Und dann die Paradenummer! Nehmen Sie ein hauchdünnes Blatt Parmesankäse, und lassen Sie Balsamessig darauf träufeln, den braun und sanft schmeichelnden Aceto balsamico di Modena (aus Parmas Nachbarprovinz). Das ist unwiderstehlich. Noch spektakulärer schmeckt der Balsamessig mit dem Zusatz "tradizionale". So stolz sein Alter von 25 Jahren ist, so überwältigend ist auch sein Preis: 100 Milliliter kosten 100 Euro. Mein Rat: nur mit dem Löffelchen verkosten und gleich auf der Zunge zergehen lassen.
Nach der Schlemmertour schalten wir einen Gang zurück. Erst die Sünde, dann die Reue. Canossa ist nicht weit. Da kann man bitten und büßen. Der folgenreichste Bußgang fand 1077 statt.
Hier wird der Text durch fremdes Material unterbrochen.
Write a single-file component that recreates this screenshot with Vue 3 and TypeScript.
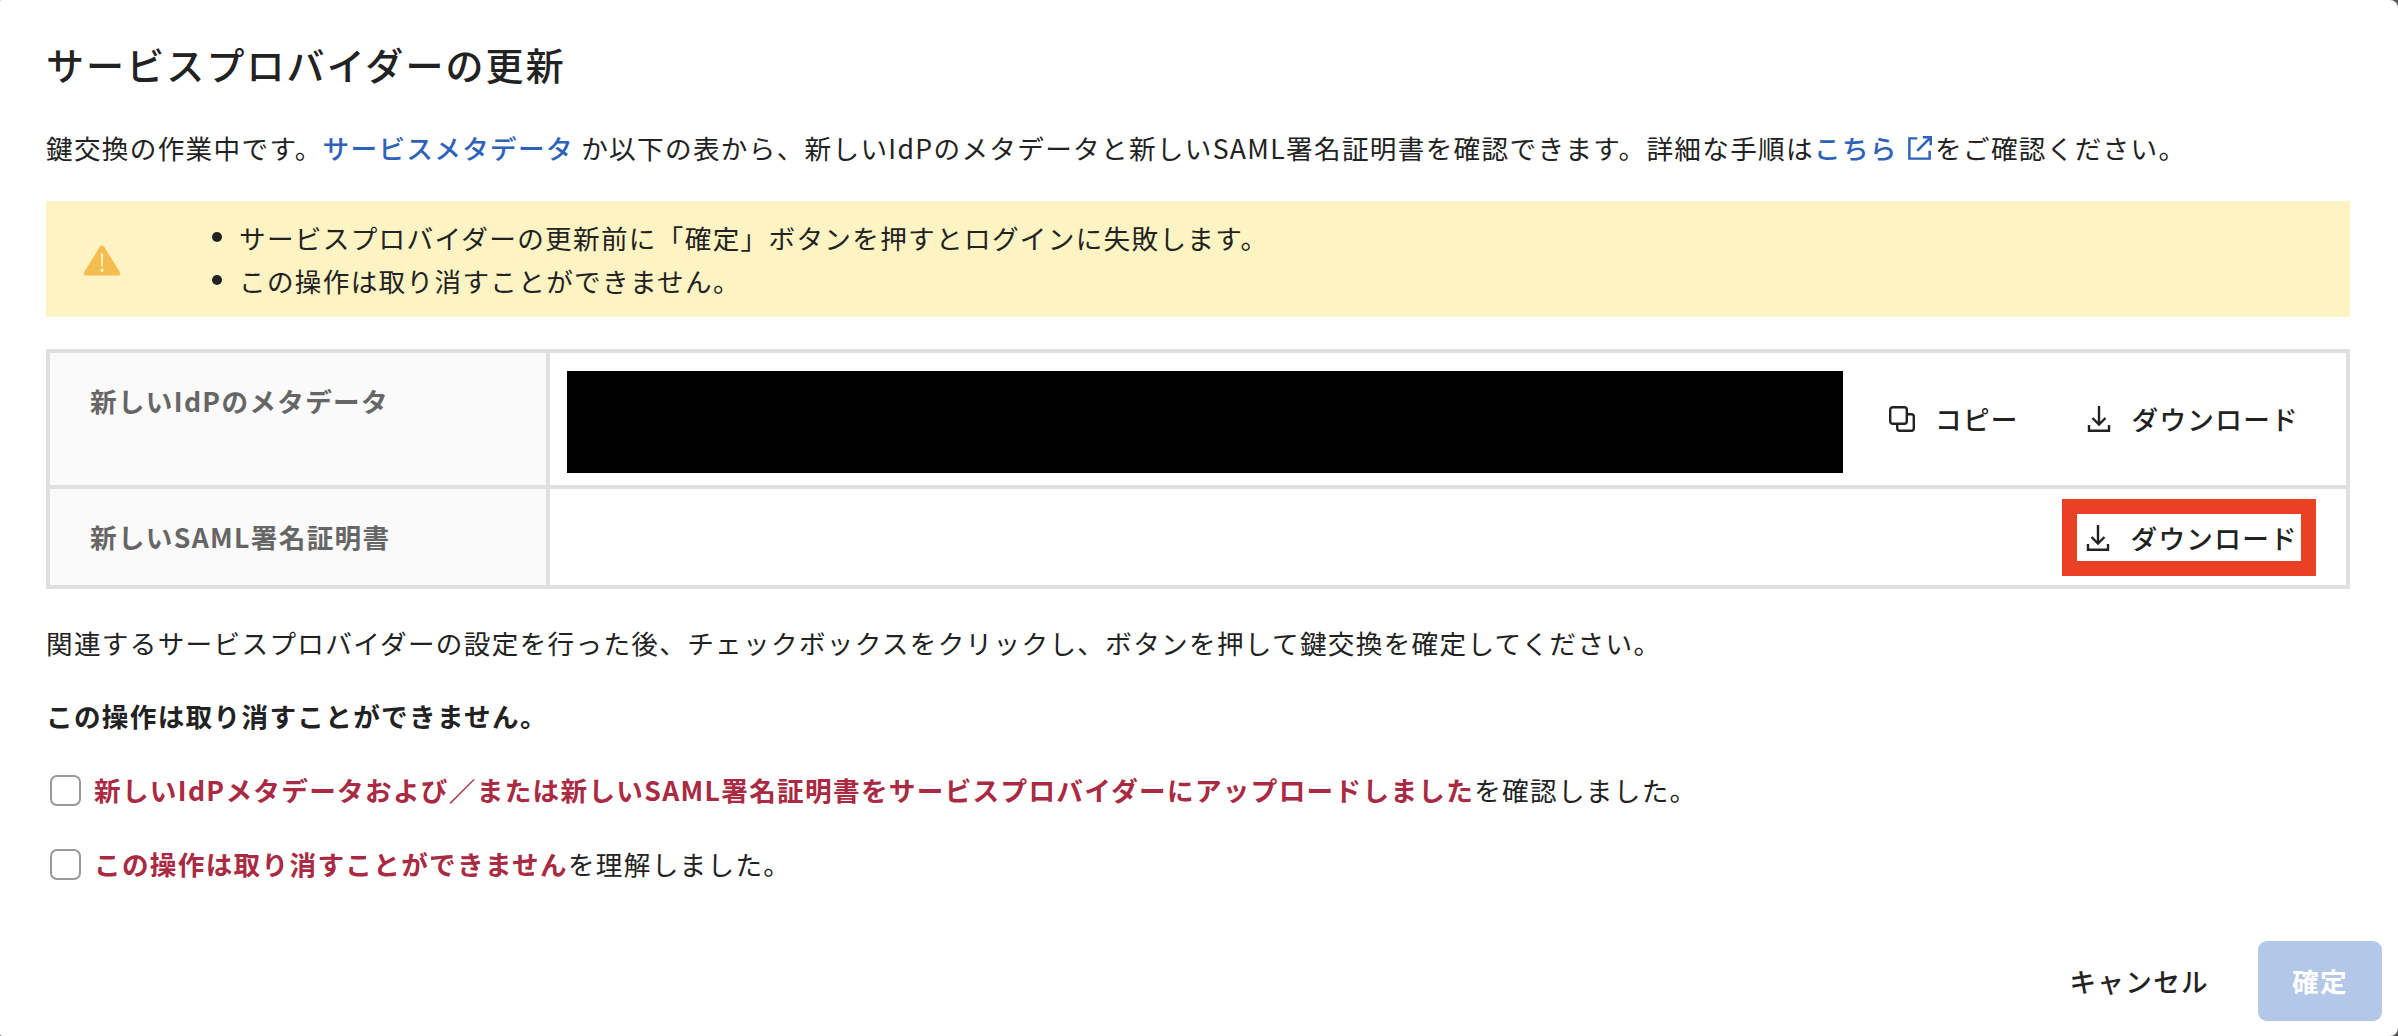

Der deutsche König Heinrich IV. hatte sich mit dem Papst nicht einigen können, wer welche Bischöfe einsetzen darf (Investiturstreit), woraufhin der Papst (es war Gregor VII.) Heinrich exkommunizierte - im Mittelalter das politische Todesurteil.
Blieb dem König nur noch der sprichwörtlich gewordene Gang nach Canossa: Und das hieß Demut, Zerknirschung, Unterwerfung. Er ging mit seiner Frau Bertha und seinem dreijährigen Sohn Konrad im Januar über die Alpen und kam bis zur Burg von Canossa, wo sich der Papst gerade aufhielt. Heinrich bibberte und schlotterte, trotz eisigen Winters wartete er vor der Tür, barfuß und nur im Büßerhemd. Drei Tage und drei Nächte rührte er sich nicht von der Stelle - bis ihn der Pontifex heraufbat. Dann musste der Kirchenbann aufgehoben werden. Denn wer büßte, dem musste vergeben werden. Der König war gerettet.
Wir auch. Nachdem wir Berg und Burg samt Ruine erklommen haben, überkommt uns das deutliche Gefühl der Erleichterung, so dass wir in der nächstgelegenen Trattoria spontan dem Gefühl der Restaurierung nachgeben - am wirksamsten mit einem duftenden Pastagericht. Wir müssen uns nur noch entscheiden: Tortellini, Tagliatelle, Cappellacci oder Anolini. Auf jeden Fall aber mit einem Gläschen weißen Malvasia. Oder doch mit einem roten Lambrusco?
Einmal im Leben sollte man den Gang nach Canossa auf sich laden. Etwas zum Abbüßen gibt es immer, dafür fühlt man sich nachher umso befreiter.